Can u identify the mine and provide any additional info
Ari Charney
Hello,
First, I would caution any retail investor about individual plays in the Rare Earths space. There was similar hype at least several years ago that resulted in a lot of investors getting burned very badly.
For instance, Market Vectors Rare Earth/Strategic Metals ETF (REMX) was launched to capitalize on investor interest in this area just prior to its peak. From its inception on 10/28/10 through its closing high on 4/11/11, the ETF gained 46.1 percent. But from 4/11/11 through the present, this ETF is down 67.9 percent (and that’s assuming Bloomberg’s total return function is correctly accounting for this security’s 1-for-4 reverse split last year).
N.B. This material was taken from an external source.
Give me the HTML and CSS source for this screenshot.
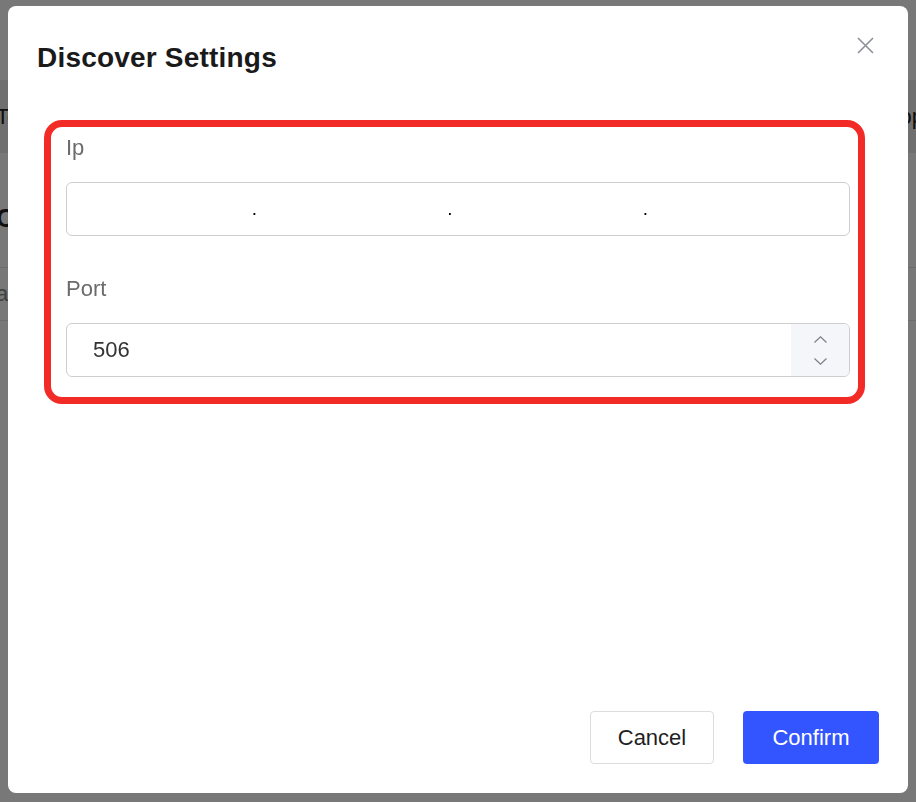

This ETF is typically comprised of at least 20 or more holdings, so the carnage among individual names in some cases has likely been far worse. Of course, that doesn’t mean an aggressive investor with impeccable timing can’t successfully play these stocks. But you’d have to be a nimble trader with the ability to tolerate gut-churning volatility. In other words, these plays are only suitable for “mad money” (and by that, I mean the investor colloquialism, not the television show).
As for graphite, according to Bloomberg, Tesla is reportedly looking to source its proposed lithium-ion battery Gigafactory with graphite mined in North America. Tesla says the vast majority of the graphite it currently uses is synthetic and sourced from Europe and Japan.
But there’s nothing I see that mentions a particular mine at present, only speculation that Canadian mines could be a leading candidate. And it won’t be just one mine: Mining analysts say that based on Tesla’s forecast production and the average yield of a graphite mine, the company would require production from at least six mines to fulfill its need for natural graphite.
Canada’s graphite miners are tiny, and most of the publicly traded ones have projects that have yet to enter production. For instance, Focus Graphite has a market cap of CAD61 million, which is among the larger publicly traded companies in this arena, putting it somewhere between a nano-cap and a micro-cap. And Northern Graphite Corp has a market cap of just CAD52.1 million.
Neither company has entered production yet. However, Northern Graphite boasts that it’s “the only public company with a true, large flake deposit and is the only one with a bankable Final Feasibility Study and its major environmental permit.” And late last year, Focus Graphite announced a 10-year offtake agreement with a Chinese industrial conglomerate for up to 40,000 metric tons per year of its main project’s eventual production.
Canadian Edge is largely geared toward conservative income investors, so these stocks are not part of our coverage universe. However, we do have one hold-rated company that we track in our How They Rate universe that’s involved in Rare Earths: Avalon Rare Metals Inc. But this stock has been absolutely crushed, peaking at CAD9.09 in April 2011 and trading at CAD0.445 more recently. That’s a perfect example of the risk involved with investing in these stocks.